Depends on what kind of Medication they are on, and whether or not there are alternatives, such as Herbal Medication. Sadly though we may have to make the hard decision to let our Ill Pets move on to a better place, in the event we are no longer able to provide for their Medications.


----------



## terri9630 (Jun 2, 2016)

Talk to your vet. Tell him you'd like extras on hand in case of an emergency that would keep you from coming in on time. Tell him hurricane season is starting soon and finding a vet to prescribe what ever meds they need without re evaluation and re testing in your place of evacuation would be hard and expensive.


----------



## LastOutlaw (Jun 1, 2013)

I'm eating mine before I bug out. Problem solved!
J/K


----------



## Grimm (Sep 5, 2012)

I hope you are saving some bullets for them for when you run out of their meds in a long term event. My husband already knows if any of ours fall sick and need life long treatment that is not sustainable in a SHTF event he is going to have to put them down. Our daughter even understands this will happen.


----------



## Woody (Nov 11, 2008)

I do not know what the meds are or if they are a controlled substance or not. I have also never been in your situation. I would hope that any vet you use regularly would allow you to keep at least an extra 30 day supply on hand.

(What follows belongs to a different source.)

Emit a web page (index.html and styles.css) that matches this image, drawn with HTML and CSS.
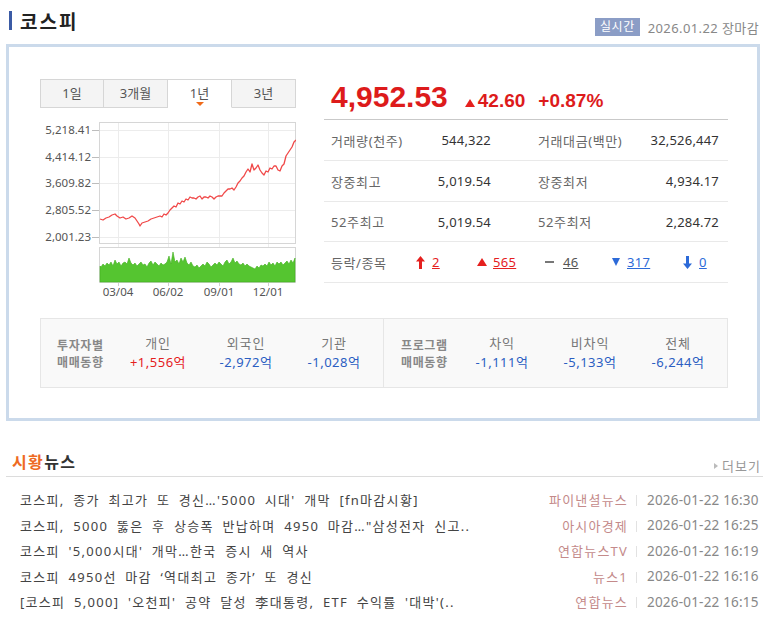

I don't know the name of a med I used to calm my black lab down. She was a year old and full of more piss and vinegar than any others I have had. We would get in the car to go anywhere and she was front to back to front to back... For even a short trip. When they were passing or enthusiasm, she got in line more than twice, that is for sure. Her first 3 hour car trip was coming up and I asked my vet for something to put her out for the trip. She had no troubles giving be a bottle of 30 pills. She said to start her off with a half a pill. I gave her two and she didn't even blink the entire trip. The car was packed full so she had to stay in the front seat, but she was ready for action the entire time! Gave her three for the return trip, same thing. Told the vet when we got back and she said that they would put a much larger dog down for the count. Guess I was just the lucky one when I got her.

Sorry, I tend to ramble and wander a bit. Back OT. I would ask your vet for whatever makes you comfortable, 30, 60 or 90 days supply.


----------